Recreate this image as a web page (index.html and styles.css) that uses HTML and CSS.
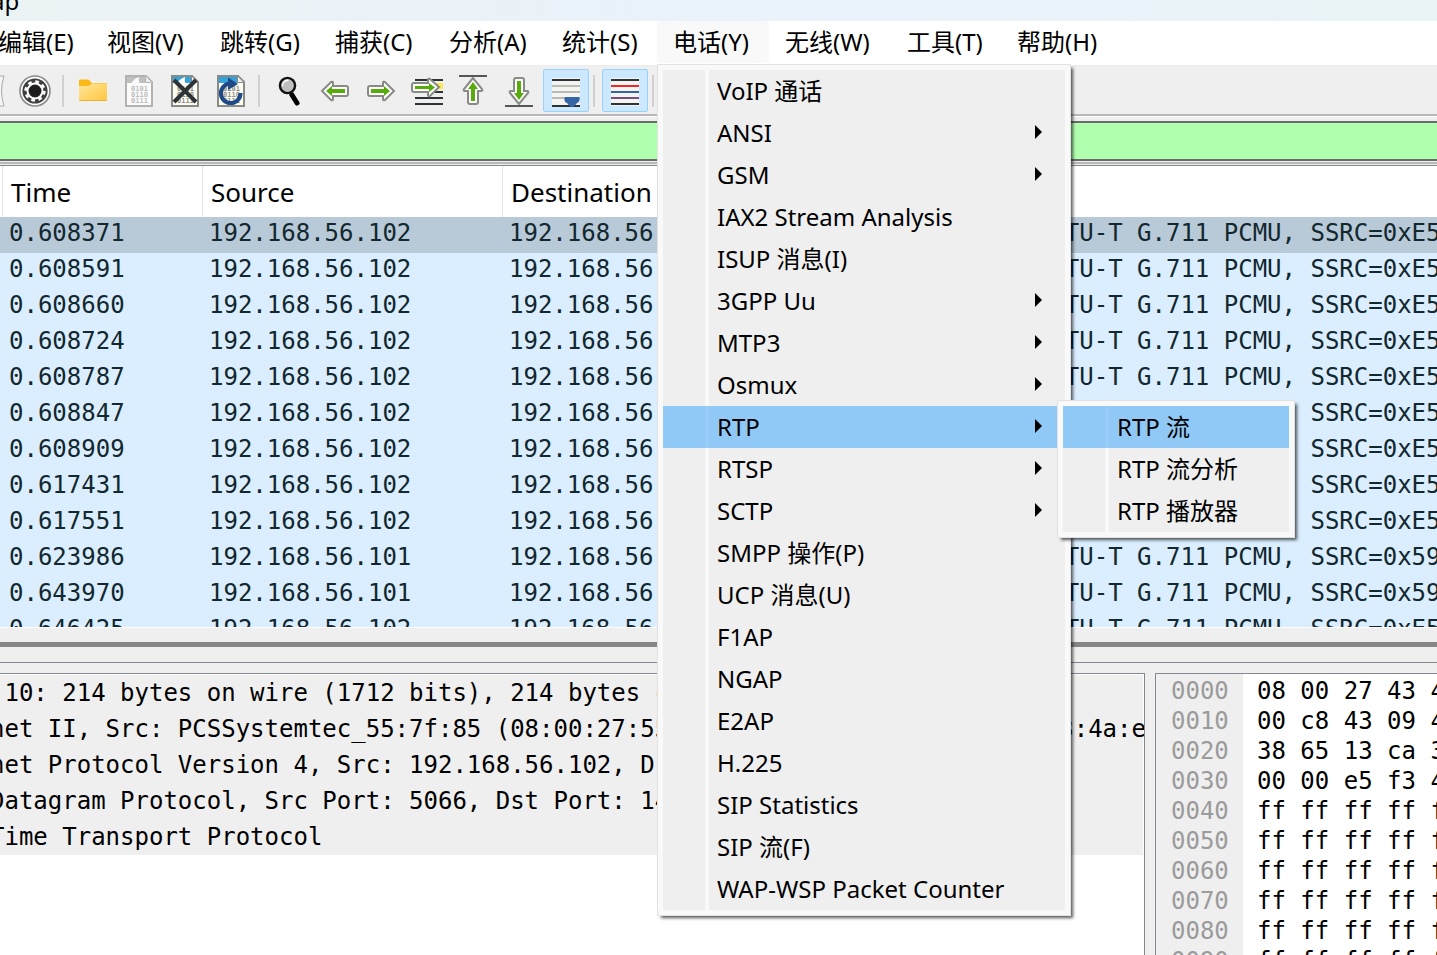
FILE: index.html
```html
<!DOCTYPE html>
<html lang="zh-CN">
<head>
    <meta charset="UTF-8">
    <meta name="viewport" content="width=device-width, initial-scale=1.0">
    <title>Packet Capture</title>
    <link rel="stylesheet" href="styles.css">
</head>
<body>
    <header class="title-bar">ap</header>

    <nav class="menu-bar">
        <button class="menu-title">编辑(E)</button>
        <button class="menu-title">视图(V)</button>
        <button class="menu-title">跳转(G)</button>
        <button class="menu-title">捕获(C)</button>
        <button class="menu-title">分析(A)</button>
        <button class="menu-title">统计(S)</button>
        <div class="menu-holder">
            <button class="menu-title open">电话(Y)</button>
            <!-- Telephony menu -->
            <div class="menu main-menu">
                <button class="menu-item">VoIP 通话</button>
                <button class="menu-item has-sub">ANSI</button>
                <button class="menu-item has-sub">GSM</button>
                <button class="menu-item">IAX2 Stream Analysis</button>
                <button class="menu-item">ISUP 消息(I)</button>
                <button class="menu-item has-sub">3GPP Uu</button>
                <button class="menu-item has-sub">MTP3</button>
                <button class="menu-item has-sub">Osmux</button>
                <div class="menu-holder">
                    <button class="menu-item has-sub active">RTP</button>
                    <div class="menu sub-menu">
                        <button class="menu-item active">RTP 流</button>
                        <button class="menu-item">RTP 流分析</button>
                        <button class="menu-item">RTP 播放器</button>
                    </div>
                </div>
                <button class="menu-item has-sub">RTSP</button>
                <button class="menu-item has-sub">SCTP</button>
                <button class="menu-item">SMPP 操作(P)</button>
                <button class="menu-item">UCP 消息(U)</button>
                <button class="menu-item">F1AP</button>
                <button class="menu-item">NGAP</button>
                <button class="menu-item">E2AP</button>
                <button class="menu-item">H.225</button>
                <button class="menu-item">SIP Statistics</button>
                <button class="menu-item">SIP 流(F)</button>
                <button class="menu-item">WAP-WSP Packet Counter</button>
            </div>
        </div>
        <button class="menu-title">无线(W)</button>
        <button class="menu-title">工具(T)</button>
        <button class="menu-title">帮助(H)</button>
    </nav>

    <div class="toolbar">
        <button class="tool" aria-label="Restart capture">
            <svg width="32" height="32" viewBox="0 0 32 32"><path d="M2 1h29q-5 15 0 30H2z" fill="#f6f6f6" stroke="#aaa"/></svg>
        </button>
        <button class="tool" aria-label="Capture options">
            <svg width="32" height="32" viewBox="0 0 32 32">
                <circle cx="16" cy="16" r="15" fill="#fff" stroke="#8a8a8a" stroke-width="1.6"/>
                <circle cx="16" cy="16" r="12.6" fill="#3f4042"/>
                <circle cx="16" cy="16" r="7.5" fill="#222" stroke="#fff" stroke-width="2"/>
                <circle cx="16" cy="16" r="9.4" fill="none" stroke="#fff" stroke-width="2.6" stroke-dasharray="3.7 3.68"/>
                <circle cx="16" cy="16" r="5" fill="#1c1c1c"/>
            </svg>
        </button>
        <span class="separator"></span>
        <button class="tool" aria-label="Open">
            <svg width="28" height="32" viewBox="0 0 28 32">
                <defs><linearGradient id="folder" x1="0" y1="0" x2="1" y2="1"><stop offset="0" stop-color="#ffe69a"/><stop offset="1" stop-color="#ffc63f"/></linearGradient></defs>
                <path d="M0 5.500q0-1 1-1h8.500l3.500 3.500h14q1 0 1 1v6H0z" fill="#fbb917"/>
                <path d="M0 11h9.500l3.500-2.500h14q1 0 1 1V25q0 1-1 1H1q-1 0-1-1z" fill="url(#folder)"/>
                <path d="M.5 25.500h27" stroke="#edaf31"/>
            </svg>
        </button>
        <button class="tool" aria-label="Save">
            <svg width="28" height="32" viewBox="0 0 28 32">
                <path d="M1 1h20l6 6v24H1z" fill="#fbfbfb" stroke="#b2b2b2" stroke-width="2"/>
                <path d="M2 2h18v6H2z" fill="#c0c0c0"/>
                <path d="M6 9q2-5 8-7q-1 4 1 7zM20 1v7h7z" fill="#fafafa"/>
                <path d="M20.500 1.500v6h6" fill="#eee" stroke="#b2b2b2"/>
                <g class="bits pale"><text x="6" y="16">0101</text><text x="6" y="22">0110</text><text x="6" y="28">0111</text></g>
            </svg>
        </button>
        <button class="tool" aria-label="Close file">
            <svg width="28" height="32" viewBox="0 0 28 32">
                <path d="M1 1h20l6 6v24H1z" fill="#fdfdf0" stroke="#888a85" stroke-width="2"/>
                <path d="M2 2h18v6H2z" fill="#33a3dc"/>
                <path d="M6 9q2-5 8-7q-1 4 1 7z" fill="#fff"/>
                <path d="M20.500 1.500v6h6" fill="#eee" stroke="#888a85"/>
                <g class="bits"><text x="6" y="16">0101</text><text x="6" y="22">0110</text><text x="6" y="28">0111</text></g>
                <path d="M3 5l22 22M25 5L3 27" stroke="#2e3436" stroke-width="4"/>
            </svg>
        </button>
        <button class="tool" aria-label="Reload file">
            <svg width="28" height="32" viewBox="0 0 28 32">
                <path d="M1 1h20l6 6v24H1z" fill="#fdfdf0" stroke="#888a85" stroke-width="2"/>
                <path d="M2 2h18v6H2z" fill="#33a3dc"/>
                <path d="M20.500 1.500v6h6" fill="#eee" stroke="#888a85"/>
                <g class="bits"><text x="6" y="16">0101</text><text x="6" y="22">0110</text><text x="6" y="28">0111</text></g>
                <path d="M23.500 18A9.800 9.800 0 1 1 14 8.500" fill="none" stroke="#204a87" stroke-width="4"/>
                <path d="M11 2.500L21 9l-10 6z" fill="#204a87"/>
            </svg>
        </button>
        <span class="separator"></span>
        <button class="tool" aria-label="Find packet">
            <svg width="28" height="32" viewBox="0 0 28 32">
                <path d="M17 20l5 8" stroke="#000" stroke-width="5" stroke-linecap="round"/>
                <path d="M13 15l4 5" stroke="#000" stroke-width="3"/>
                <circle cx="12.500" cy="10.500" r="7.600" fill="#bfbfbf" stroke="#111" stroke-width="2.400"/>
                <path d="M7.500 11a5 5 0 0 1 6-5.500" fill="none" stroke="#fff" stroke-width="1.500"/>
            </svg>
        </button>
        <button class="tool" aria-label="Previous packet">
            <svg class="arrow" width="30" height="32" viewBox="0 0 30 32"><path class="rim" d="M2 16l9-9q2-1 2 1v3h13q2 0 2 2v6q0 2-2 2H13v3q0 2-2 1z"/><path class="fill" d="M6 16l6-5v3h13v4H12v3z"/></svg>
        </button>
        <button class="tool" aria-label="Next packet">
            <svg class="arrow" width="30" height="32" viewBox="0 0 30 32"><path class="rim" d="M28 16l-9-9q-2-1-2 1v3H4q-2 0-2 2v6q0 2 2 2h13v3q0 2 2 1z"/><path class="fill" d="M24 16l-6-5v3H5v4h13v3z"/></svg>
        </button>
        <button class="tool" aria-label="Go to packet">
            <svg class="arrow" width="32" height="32" viewBox="0 0 32 32">
                <path d="M18 8h14v6H18z" fill="#fce94f"/>
                <path d="M4 5h28M4 17h28M4 23h28M4 29h28" stroke="#2e3436" stroke-width="2"/>
                <path class="rim" d="M28 12l-9-8q-2-1-2 1v3H3q-2 0-2 2v5q0 2 2 2h14v3q0 2 2 1z"/><path class="fill" d="M24 12.500L18 8v3H4v3h14v3z"/>
            </svg>
        </button>
        <button class="tool" aria-label="First packet">
            <svg class="arrow" width="28" height="32" viewBox="0 0 28 32"><path d="M0 1h28" stroke="#555753" stroke-width="2"/><path class="rim" d="M14 3l-9 11q-1 2 1 2h3v11q0 2 2 2h6q2 0 2-2V16h3q2 0 1-2z"/><path class="fill" d="M14 7l-5 7h3v12h4V14h3z"/></svg>
        </button>
        <button class="tool" aria-label="Last packet">
            <svg class="arrow" width="28" height="32" viewBox="0 0 28 32"><path d="M0 31h28" stroke="#555753" stroke-width="2"/><path class="rim" d="M14 29L5 18q-1-2 1-2h3V5q0-2 2-2h6q2 0 2 2v11h3q2 0 1 2z"/><path class="fill" d="M14 25l-5-7h3V6h4v12h3z"/></svg>
        </button>
        <button class="tool checked" aria-label="Auto scroll">
            <svg width="28" height="32" viewBox="0 0 28 32">
                <path d="M0 3h28v28H0z" fill="#f4f4f2"/>
                <path d="M0 5h28M0 31h28" stroke="#2e3436" stroke-width="2"/>
                <path d="M0 11h28M0 17h28M0 23h28" stroke="#babdb6" stroke-width="2"/>
                <path d="M13 22h14q2 4-2 6q-3 4-5 4t-5-4q-4-2-2-6z" fill="#3465a4"/>
            </svg>
        </button>
        <span class="separator"></span>
        <button class="tool checked" aria-label="Colorize">
            <svg width="28" height="32" viewBox="0 0 28 32">
                <path d="M0 3h28v28H0z" fill="#f4f4f2"/>
                <path d="M0 5h28M0 29h28" stroke="#2e3436" stroke-width="2"/>
                <path d="M0 11h28" stroke="#ef2929" stroke-width="2"/>
                <path d="M0 17h28" stroke="#3465a4" stroke-width="2"/>
                <path d="M0 23h28" stroke="#75507b" stroke-width="2"/>
            </svg>
        </button>
        <span class="separator"></span>
    </div>

    <div class="filter-bar">
        <input class="filter-input" type="text" aria-label="Display filter">
    </div>

    <section class="packet-list">
        <table class="packets">
            <colgroup>
                <col class="col-no"><col class="col-time"><col class="col-address"><col class="col-address"><col class="col-small"><col class="col-small"><col>
            </colgroup>
            <thead>
                <tr><th></th><th>Time</th><th>Source</th><th>Destination</th><th></th><th></th><th></th></tr>
            </thead>
            <tbody>
                <tr class="selected"><td></td><td>0.608371</td><td>192.168.56.102</td><td>192.168.56.101</td><td></td><td></td><td>PT=ITU-T G.711 PCMU, SSRC=0xE5</td></tr>
                <tr><td></td><td>0.608591</td><td>192.168.56.102</td><td>192.168.56.101</td><td></td><td></td><td>PT=ITU-T G.711 PCMU, SSRC=0xE5</td></tr>
                <tr><td></td><td>0.608660</td><td>192.168.56.102</td><td>192.168.56.101</td><td></td><td></td><td>PT=ITU-T G.711 PCMU, SSRC=0xE5</td></tr>
                <tr><td></td><td>0.608724</td><td>192.168.56.102</td><td>192.168.56.101</td><td></td><td></td><td>PT=ITU-T G.711 PCMU, SSRC=0xE5</td></tr>
                <tr><td></td><td>0.608787</td><td>192.168.56.102</td><td>192.168.56.101</td><td></td><td></td><td>PT=ITU-T G.711 PCMU, SSRC=0xE5</td></tr>
                <tr><td></td><td>0.608847</td><td>192.168.56.102</td><td>192.168.56.101</td><td></td><td></td><td>PT=ITU-T G.711 PCMU, SSRC=0xE5</td></tr>
                <tr><td></td><td>0.608909</td><td>192.168.56.102</td><td>192.168.56.101</td><td></td><td></td><td>PT=ITU-T G.711 PCMU, SSRC=0xE5</td></tr>
                <tr><td></td><td>0.617431</td><td>192.168.56.102</td><td>192.168.56.101</td><td></td><td></td><td>PT=ITU-T G.711 PCMU, SSRC=0xE5</td></tr>
                <tr><td></td><td>0.617551</td><td>192.168.56.102</td><td>192.168.56.101</td><td></td><td></td><td>PT=ITU-T G.711 PCMU, SSRC=0xE5</td></tr>
                <tr><td></td><td>0.623986</td><td>192.168.56.101</td><td>192.168.56.102</td><td></td><td></td><td>PT=ITU-T G.711 PCMU, SSRC=0x59</td></tr>
                <tr><td></td><td>0.643970</td><td>192.168.56.101</td><td>192.168.56.102</td><td></td><td></td><td>PT=ITU-T G.711 PCMU, SSRC=0x59</td></tr>
                <tr><td></td><td>0.646425</td><td>192.168.56.102</td><td>192.168.56.101</td><td></td><td></td><td>PT=ITU-T G.711 PCMU, SSRC=0xE5</td></tr>
            </tbody>
        </table>
    </section>

    <div class="splitter"></div>

    <main class="panes">
        <section class="details">
            <div class="detail-row"><span> 10: 214 bytes on wire (1712 bits), 214 bytes ca</span></div>
            <div class="detail-row"><span>net II, Src: PCSSystemtec_55:7f:85 (08:00:27:55:7f:85),</span><span>Dst: PCSSystemtec_43:4a:e</span></div>
            <div class="detail-row"><span>net Protocol Version 4, Src: 192.168.56.102, Dst: 192.168.56.101</span></div>
            <div class="detail-row"><span>Datagram Protocol, Src Port: 5066, Dst Port: 14</span></div>
            <div class="detail-row"><span>Time Transport Protocol</span></div>
        </section>
        <section class="bytes">
            <div class="offsets">0000
0010
0020
0030
0040
0050
0060
0070
0080
0090</div>
            <div class="hex">08 00 27 43 4a
00 c8 43 09 40
38 65 13 ca 3a
00 00 e5 f3 4d
ff ff ff ff ff
ff ff ff ff ff
ff ff ff ff ff
ff ff ff ff ff
ff ff ff ff ff
ff ff ff ff ff</div>
        </section>
    </main>
</body>
</html>
```
FILE: styles.css
```css
* {
    box-sizing: border-box;
}

body {
    margin: 0;
    height: 100vh;
    overflow: hidden;
    display: flex;
    flex-direction: column;
    background-color: #efefef;
    color: #000;
    font-family: "Noto Sans", "Noto Sans CJK SC", sans-serif;
    font-size: 24px;
}

button {
    border: none;
    padding: 0;
    background: none;
    color: inherit;
    font: inherit;
}

.title-bar {
    flex: none;
    height: 21px;
    overflow: hidden;
    line-height: 1px;
    text-indent: -9px;
    background: linear-gradient(to right, #ebf3f5, #eaf2fb 60%, #e9f4f6);
}

/* Menu bar */
.menu-bar {
    flex: none;
    display: grid;
    grid-template-columns: 109px 113px 115px 114px 113px 111px 112px 122px 110px 114px;
    height: 45px;
    margin-left: -18px;
    background-color: #fff;
    border-bottom: 1px solid #ececec;
}

.menu-holder {
    position: relative;
}

.menu-title {
    width: 100%;
    height: 42px;
    padding-left: 16px;
    line-height: 42px;
    text-align: left;
    white-space: nowrap;
}

.menu-title.open {
    background-color: #f9f9f9;
    border-radius: 4px;
}

.menu {
    position: absolute;
    z-index: 2;
    padding: 5px;
    border: 1px solid #e2e2e2;
    background: linear-gradient(to right, #efefef 42px, #f9f9f9 42px, #f9f9f9 46px, #efefef 46px) content-box, #f9f9f9;
    box-shadow: 3px 3px 3px -1px rgba(0, 0, 0, 0.65);
}

.main-menu {
    top: 43px;
    left: 0;
    width: 414px;
}

.sub-menu {
    top: -6px;
    left: 394px;
    width: 238px;
}

.menu-item {
    position: relative;
    display: block;
    width: 100%;
    height: 42px;
    padding-left: 54px;
    line-height: 42px;
    text-align: left;
    white-space: nowrap;
}

.menu-item.active {
    background: linear-gradient(to right, #90c8f6 42px, #97ccf7 42px, #97ccf7 46px, #90c8f6 46px);
}

.has-sub::after {
    content: "";
    position: absolute;
    top: 13px;
    right: 23px;
    border: 7px solid transparent;
    border-left-color: #000;
    border-right-width: 0;
}

/* Toolbar */
.toolbar {
    flex: none;
    display: flex;
    align-items: center;
    height: 50px;
    padding-top: 1px;
    margin-left: -34px;
    border-bottom: 2px solid #b8b8b8;
}

.tool {
    flex: none;
    display: flex;
    align-items: center;
    justify-content: center;
    width: 46px;
    height: 43px;
}

.tool.checked {
    margin-left: 1px;
    background-color: #cce8ff;
    border: 1px solid #99d1ff;
    border-radius: 2px;
}

.separator {
    flex: none;
    width: 2px;
    height: 32px;
    margin: 0 6px 0 4px;
    background-color: #d0d0d0;
}

.bits {
    font: bold 7px "DejaVu Sans Mono", monospace;
    fill: #8f918c;
}

.bits.pale {
    fill: #bdbdbd;
}

.arrow .rim {
    fill: #fff;
    stroke: #888a85;
    stroke-width: 2;
}

.arrow .fill {
    fill: #57ab0c;
}

/* Display filter */
.filter-bar {
    flex: none;
    padding: 4px 0 1px;
    border-top: 1px solid #fff;
    border-bottom: 2px solid #b8b8b8;
}

.filter-input {
    display: block;
    width: 100%;
    height: 40px;
    border: solid #6b6b6b;
    border-width: 2px 0;
    background-color: #afffaf;
    font: inherit;
}

/* Packet list */
.packet-list {
    flex: 0 0 463px;
    margin-top: 1px;
    overflow: hidden;
    border-top: 1px solid #828790;
    border-bottom: 1px solid #fff;
}

.packets {
    width: 100%;
    table-layout: fixed;
    border-collapse: collapse;
}

.col-no {
    width: 3px;
}

.col-time {
    width: 200px;
}

.col-address {
    width: 300px;
}

.col-small {
    width: 100px;
}

.packets th {
    height: 51px;
    padding: 0 8px;
    background-color: #fff;
    box-shadow: inset -1px 0 #e5e5e5;
    font-size: 26px;
    font-weight: normal;
    line-height: 36px;
    text-align: left;
}

.packets th:last-child {
    box-shadow: none;
}

.packets th:first-child,
.packets td:first-child {
    padding: 0;
}

.packets td {
    height: 36px;
    padding: 0 0 4px 6px;
    background-color: #daeeff;
    color: #12272e;
    font-family: "DejaVu Sans Mono", monospace;
    line-height: 32px;
    white-space: nowrap;
    overflow: hidden;
}

.packets td:last-child {
    padding-left: 4px;
}

.packets .selected td {
    background-color: #b8c9d8;
}

.splitter {
    flex: none;
    height: 35px;
    background: linear-gradient(#868686, #868686) 0 14px / 100% 5px no-repeat;
    border-bottom: 1px solid #828790;
}

/* Lower panes */
.panes {
    flex: 1;
    min-height: 0;
    display: grid;
    grid-template-columns: 1fr 282px;
    gap: 10px;
    margin-top: 10px;
    font-family: "DejaVu Sans Mono", monospace;
}

.details {
    min-width: 0;
    overflow: hidden;
    padding: 1px 1px 0 0;
    border: solid #828790;
    border-width: 1px 1px 0 0;
    background-color: #fff;
}

.detail-row {
    display: flex;
    justify-content: space-between;
    height: 36px;
    margin-left: -10px;
    background-color: #efefef;
    line-height: 36px;
    white-space: pre;
}

.bytes {
    display: flex;
    overflow: hidden;
    border: solid #828790;
    border-width: 1px 0 0 1px;
    background-color: #fff;
    line-height: 30px;
}

.offsets,
.hex {
    white-space: pre;
}

.offsets {
    flex: none;
    width: 87px;
    padding: 2px 0 0 15px;
    background-color: #efefef;
    color: #9b9b9b;
}

.hex {
    padding: 2px 0 0 14px;
}
```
□ □ □ □
TO DO
Filter the listing above by the word "styles"; copy each line that passes.

TASK RESPONSE
Recreate this image as a web page (index.html and styles.css) that uses HTML and CSS.
    <link rel="stylesheet" href="styles.css">
FILE: styles.css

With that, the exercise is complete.